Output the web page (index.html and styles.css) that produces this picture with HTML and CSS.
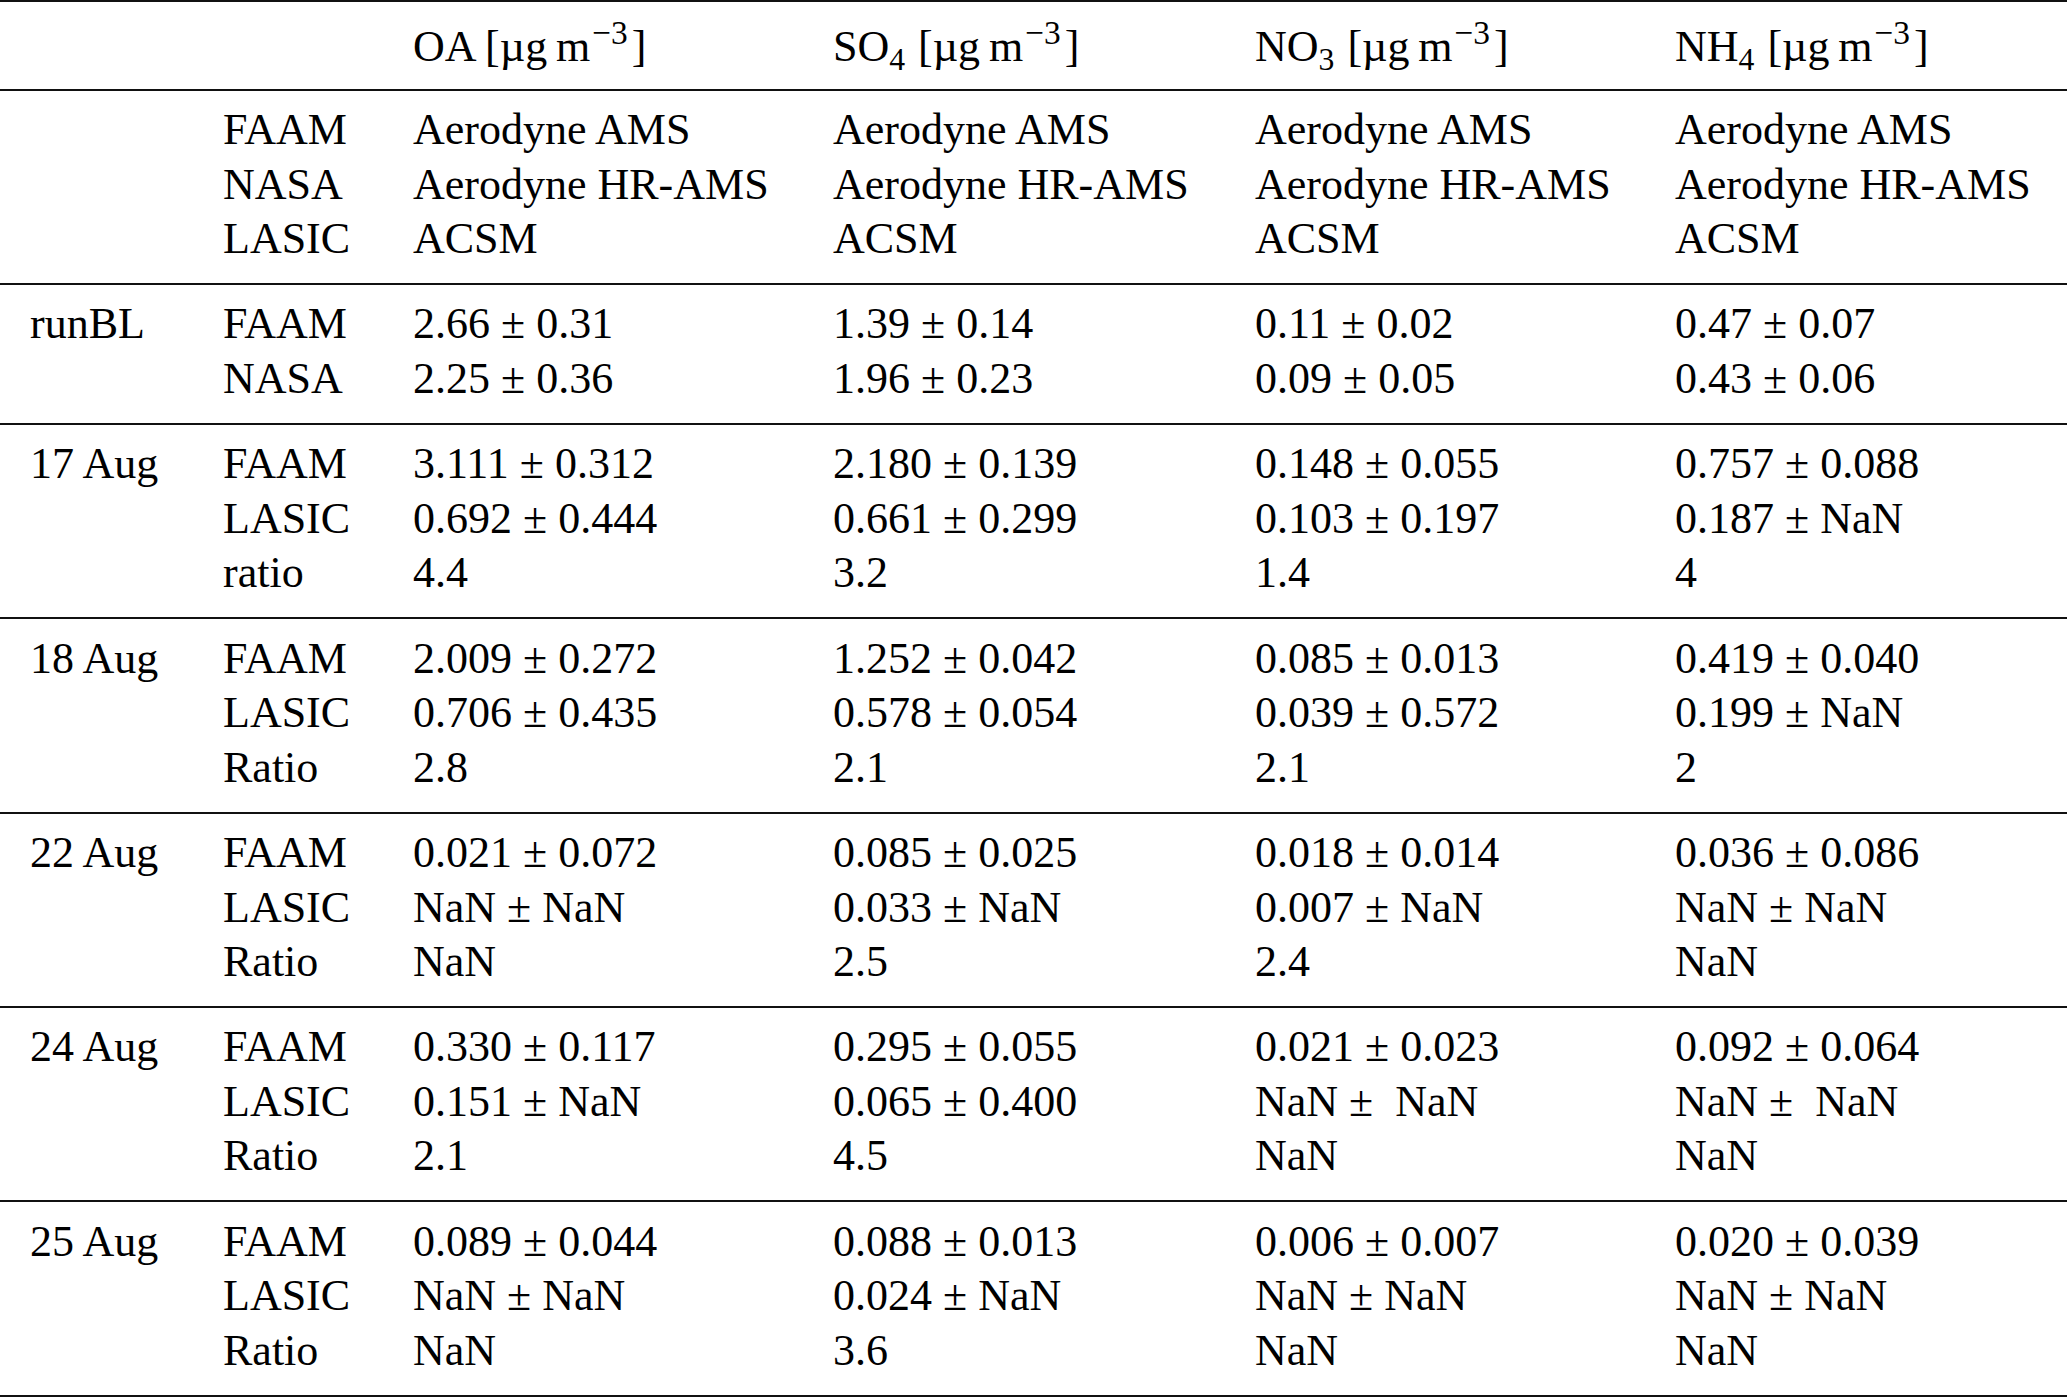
FILE: index.html
```html
<!DOCTYPE html>
<html>
<head>
<meta charset="utf-8">
<link rel="stylesheet" href="styles.css">
</head>
<body>
<table class="tbl">
<colgroup>
<col class="c-date"><col class="c-src"><col class="c-v1"><col class="c-v2"><col class="c-v3"><col class="c-v4">
</colgroup>
<thead>
<tr class="head">
<td></td><td></td>
<td><div class="ln">OA [µg&#8201;m<sup class="sup">−3</sup>]</div></td>
<td><div class="ln">SO<sub class="sub">4</sub> [µg&#8201;m<sup class="sup">−3</sup>]</div></td>
<td><div class="ln">NO<sub class="sub">3</sub> [µg&#8201;m<sup class="sup">−3</sup>]</div></td>
<td><div class="ln">NH<sub class="sub">4</sub> [µg&#8201;m<sup class="sup">−3</sup>]</div></td>
</tr>
</thead>
<tbody>
<tr>
<td></td>
<td><div class="ln">FAAM</div><div class="ln">NASA</div><div class="ln">LASIC</div></td>
<td><div class="ln">Aerodyne AMS</div><div class="ln">Aerodyne HR-AMS</div><div class="ln">ACSM</div></td>
<td><div class="ln">Aerodyne AMS</div><div class="ln">Aerodyne HR-AMS</div><div class="ln">ACSM</div></td>
<td><div class="ln">Aerodyne AMS</div><div class="ln">Aerodyne HR-AMS</div><div class="ln">ACSM</div></td>
<td><div class="ln">Aerodyne AMS</div><div class="ln">Aerodyne HR-AMS</div><div class="ln">ACSM</div></td>
</tr>
<tr>
<td><div class="ln">runBL</div></td>
<td><div class="ln">FAAM</div><div class="ln">NASA</div></td>
<td><div class="ln">2.66 ± 0.31</div><div class="ln">2.25 ± 0.36</div></td>
<td><div class="ln">1.39 ± 0.14</div><div class="ln">1.96 ± 0.23</div></td>
<td><div class="ln">0.11 ± 0.02</div><div class="ln">0.09 ± 0.05</div></td>
<td><div class="ln">0.47 ± 0.07</div><div class="ln">0.43 ± 0.06</div></td>
</tr>
<tr>
<td><div class="ln">17 Aug</div></td>
<td><div class="ln">FAAM</div><div class="ln">LASIC</div><div class="ln">ratio</div></td>
<td><div class="ln">3.111 ± 0.312</div><div class="ln">0.692 ± 0.444</div><div class="ln">4.4</div></td>
<td><div class="ln">2.180 ± 0.139</div><div class="ln">0.661 ± 0.299</div><div class="ln">3.2</div></td>
<td><div class="ln">0.148 ± 0.055</div><div class="ln">0.103 ± 0.197</div><div class="ln">1.4</div></td>
<td><div class="ln">0.757 ± 0.088</div><div class="ln">0.187 ± NaN</div><div class="ln">4</div></td>
</tr>
<tr>
<td><div class="ln">18 Aug</div></td>
<td><div class="ln">FAAM</div><div class="ln">LASIC</div><div class="ln">Ratio</div></td>
<td><div class="ln">2.009 ± 0.272</div><div class="ln">0.706 ± 0.435</div><div class="ln">2.8</div></td>
<td><div class="ln">1.252 ± 0.042</div><div class="ln">0.578 ± 0.054</div><div class="ln">2.1</div></td>
<td><div class="ln">0.085 ± 0.013</div><div class="ln">0.039 ± 0.572</div><div class="ln">2.1</div></td>
<td><div class="ln">0.419 ± 0.040</div><div class="ln">0.199 ± NaN</div><div class="ln">2</div></td>
</tr>
<tr>
<td><div class="ln">22 Aug</div></td>
<td><div class="ln">FAAM</div><div class="ln">LASIC</div><div class="ln">Ratio</div></td>
<td><div class="ln">0.021 ± 0.072</div><div class="ln">NaN ± NaN</div><div class="ln">NaN</div></td>
<td><div class="ln">0.085 ± 0.025</div><div class="ln">0.033 ± NaN</div><div class="ln">2.5</div></td>
<td><div class="ln">0.018 ± 0.014</div><div class="ln">0.007 ± NaN</div><div class="ln">2.4</div></td>
<td><div class="ln">0.036 ± 0.086</div><div class="ln">NaN ± NaN</div><div class="ln">NaN</div></td>
</tr>
<tr>
<td><div class="ln">24 Aug</div></td>
<td><div class="ln">FAAM</div><div class="ln">LASIC</div><div class="ln">Ratio</div></td>
<td><div class="ln">0.330 ± 0.117</div><div class="ln">0.151 ± NaN</div><div class="ln">2.1</div></td>
<td><div class="ln">0.295 ± 0.055</div><div class="ln">0.065 ± 0.400</div><div class="ln">4.5</div></td>
<td><div class="ln">0.021 ± 0.023</div><div class="ln">NaN ±&nbsp; NaN</div><div class="ln">NaN</div></td>
<td><div class="ln">0.092 ± 0.064</div><div class="ln">NaN ±&nbsp; NaN</div><div class="ln">NaN</div></td>
</tr>
<tr>
<td><div class="ln">25 Aug</div></td>
<td><div class="ln">FAAM</div><div class="ln">LASIC</div><div class="ln">Ratio</div></td>
<td><div class="ln">0.089 ± 0.044</div><div class="ln">NaN ± NaN</div><div class="ln">NaN</div></td>
<td><div class="ln">0.088 ± 0.013</div><div class="ln">0.024 ± NaN</div><div class="ln">3.6</div></td>
<td><div class="ln">0.006 ± 0.007</div><div class="ln">NaN ± NaN</div><div class="ln">NaN</div></td>
<td><div class="ln">0.020 ± 0.039</div><div class="ln">NaN ± NaN</div><div class="ln">NaN</div></td>
</tr>
</tbody>
</table>
</body>
</html>
```
FILE: styles.css
```css
html, body {
  margin: 0;
  padding: 0;
  background: #ffffff;
}

body {
  font-family: "Liberation Serif", "Times New Roman", serif;
  color: #000000;
}

.tbl {
  border-collapse: separate;
  border-spacing: 0;
  table-layout: fixed;
  width: 2067px;
  font-size: 44px;
  line-height: 54.5px;
}

.c-date { width: 191px; }
.c-src { width: 190px; }
.c-v1 { width: 420px; }
.c-v2 { width: 422px; }
.c-v3 { width: 420px; }
.c-v4 { width: 424px; }

.tbl td {
  padding: 12.5px 0 16.4px 32px;
  vertical-align: top;
  white-space: nowrap;
  border-bottom: 2px solid #111;
}

.tbl td:first-child {
  padding-left: 30px;
}

.head td {
  border-top: 2px solid #111;
  padding-top: 18px;
  padding-bottom: 14px;
}

.ln {
  height: 54.5px;
}

.sup {
  font-size: 0.76em;
  line-height: 0;
  vertical-align: 17px;
  margin-left: 2px;
  margin-right: 4px;
}

.sub {
  font-size: 0.72em;
  line-height: 0;
  vertical-align: -9px;
  margin-right: 2px;
}
```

> _Short task_
Print the complete listing exactly as it stands, without its pictures.

> _In response_
Output the web page (index.html and styles.css) that produces this picture with HTML and CSS.
FILE: index.html
```html
<!DOCTYPE html>
<html>
<head>
<meta charset="utf-8">
<link rel="stylesheet" href="styles.css">
</head>
<body>
<table class="tbl">
<colgroup>
<col class="c-date"><col class="c-src"><col class="c-v1"><col class="c-v2"><col class="c-v3"><col class="c-v4">
</colgroup>
<thead>
<tr class="head">
<td></td><td></td>
<td><div class="ln">OA [µg&#8201;m<sup class="sup">−3</sup>]</div></td>
<td><div class="ln">SO<sub class="sub">4</sub> [µg&#8201;m<sup class="sup">−3</sup>]</div></td>
<td><div class="ln">NO<sub class="sub">3</sub> [µg&#8201;m<sup class="sup">−3</sup>]</div></td>
<td><div class="ln">NH<sub class="sub">4</sub> [µg&#8201;m<sup class="sup">−3</sup>]</div></td>
</tr>
</thead>
<tbody>
<tr>
<td></td>
<td><div class="ln">FAAM</div><div class="ln">NASA</div><div class="ln">LASIC</div></td>
<td><div class="ln">Aerodyne AMS</div><div class="ln">Aerodyne HR-AMS</div><div class="ln">ACSM</div></td>
<td><div class="ln">Aerodyne AMS</div><div class="ln">Aerodyne HR-AMS</div><div class="ln">ACSM</div></td>
<td><div class="ln">Aerodyne AMS</div><div class="ln">Aerodyne HR-AMS</div><div class="ln">ACSM</div></td>
<td><div class="ln">Aerodyne AMS</div><div class="ln">Aerodyne HR-AMS</div><div class="ln">ACSM</div></td>
</tr>
<tr>
<td><div class="ln">runBL</div></td>
<td><div class="ln">FAAM</div><div class="ln">NASA</div></td>
<td><div class="ln">2.66 ± 0.31</div><div class="ln">2.25 ± 0.36</div></td>
<td><div class="ln">1.39 ± 0.14</div><div class="ln">1.96 ± 0.23</div></td>
<td><div class="ln">0.11 ± 0.02</div><div class="ln">0.09 ± 0.05</div></td>
<td><div class="ln">0.47 ± 0.07</div><div class="ln">0.43 ± 0.06</div></td>
</tr>
<tr>
<td><div class="ln">17 Aug</div></td>
<td><div class="ln">FAAM</div><div class="ln">LASIC</div><div class="ln">ratio</div></td>
<td><div class="ln">3.111 ± 0.312</div><div class="ln">0.692 ± 0.444</div><div class="ln">4.4</div></td>
<td><div class="ln">2.180 ± 0.139</div><div class="ln">0.661 ± 0.299</div><div class="ln">3.2</div></td>
<td><div class="ln">0.148 ± 0.055</div><div class="ln">0.103 ± 0.197</div><div class="ln">1.4</div></td>
<td><div class="ln">0.757 ± 0.088</div><div class="ln">0.187 ± NaN</div><div class="ln">4</div></td>
</tr>
<tr>
<td><div class="ln">18 Aug</div></td>
<td><div class="ln">FAAM</div><div class="ln">LASIC</div><div class="ln">Ratio</div></td>
<td><div class="ln">2.009 ± 0.272</div><div class="ln">0.706 ± 0.435</div><div class="ln">2.8</div></td>
<td><div class="ln">1.252 ± 0.042</div><div class="ln">0.578 ± 0.054</div><div class="ln">2.1</div></td>
<td><div class="ln">0.085 ± 0.013</div><div class="ln">0.039 ± 0.572</div><div class="ln">2.1</div></td>
<td><div class="ln">0.419 ± 0.040</div><div class="ln">0.199 ± NaN</div><div class="ln">2</div></td>
</tr>
<tr>
<td><div class="ln">22 Aug</div></td>
<td><div class="ln">FAAM</div><div class="ln">LASIC</div><div class="ln">Ratio</div></td>
<td><div class="ln">0.021 ± 0.072</div><div class="ln">NaN ± NaN</div><div class="ln">NaN</div></td>
<td><div class="ln">0.085 ± 0.025</div><div class="ln">0.033 ± NaN</div><div class="ln">2.5</div></td>
<td><div class="ln">0.018 ± 0.014</div><div class="ln">0.007 ± NaN</div><div class="ln">2.4</div></td>
<td><div class="ln">0.036 ± 0.086</div><div class="ln">NaN ± NaN</div><div class="ln">NaN</div></td>
</tr>
<tr>
<td><div class="ln">24 Aug</div></td>
<td><div class="ln">FAAM</div><div class="ln">LASIC</div><div class="ln">Ratio</div></td>
<td><div class="ln">0.330 ± 0.117</div><div class="ln">0.151 ± NaN</div><div class="ln">2.1</div></td>
<td><div class="ln">0.295 ± 0.055</div><div class="ln">0.065 ± 0.400</div><div class="ln">4.5</div></td>
<td><div class="ln">0.021 ± 0.023</div><div class="ln">NaN ±&nbsp; NaN</div><div class="ln">NaN</div></td>
<td><div class="ln">0.092 ± 0.064</div><div class="ln">NaN ±&nbsp; NaN</div><div class="ln">NaN</div></td>
</tr>
<tr>
<td><div class="ln">25 Aug</div></td>
<td><div class="ln">FAAM</div><div class="ln">LASIC</div><div class="ln">Ratio</div></td>
<td><div class="ln">0.089 ± 0.044</div><div class="ln">NaN ± NaN</div><div class="ln">NaN</div></td>
<td><div class="ln">0.088 ± 0.013</div><div class="ln">0.024 ± NaN</div><div class="ln">3.6</div></td>
<td><div class="ln">0.006 ± 0.007</div><div class="ln">NaN ± NaN</div><div class="ln">NaN</div></td>
<td><div class="ln">0.020 ± 0.039</div><div class="ln">NaN ± NaN</div><div class="ln">NaN</div></td>
</tr>
</tbody>
</table>
</body>
</html>
```
FILE: styles.css
```css
html, body {
  margin: 0;
  padding: 0;
  background: #ffffff;
}

body {
  font-family: "Liberation Serif", "Times New Roman", serif;
  color: #000000;
}

.tbl {
  border-collapse: separate;
  border-spacing: 0;
  table-layout: fixed;
  width: 2067px;
  font-size: 44px;
  line-height: 54.5px;
}

.c-date { width: 191px; }
.c-src { width: 190px; }
.c-v1 { width: 420px; }
.c-v2 { width: 422px; }
.c-v3 { width: 420px; }
.c-v4 { width: 424px; }

.tbl td {
  padding: 12.5px 0 16.4px 32px;
  vertical-align: top;
  white-space: nowrap;
  border-bottom: 2px solid #111;
}

.tbl td:first-child {
  padding-left: 30px;
}

.head td {
  border-top: 2px solid #111;
  padding-top: 18px;
  padding-bottom: 14px;
}

.ln {
  height: 54.5px;
}

.sup {
  font-size: 0.76em;
  line-height: 0;
  vertical-align: 17px;
  margin-left: 2px;
  margin-right: 4px;
}

.sub {
  font-size: 0.72em;
  line-height: 0;
  vertical-align: -9px;
  margin-right: 2px;
}
```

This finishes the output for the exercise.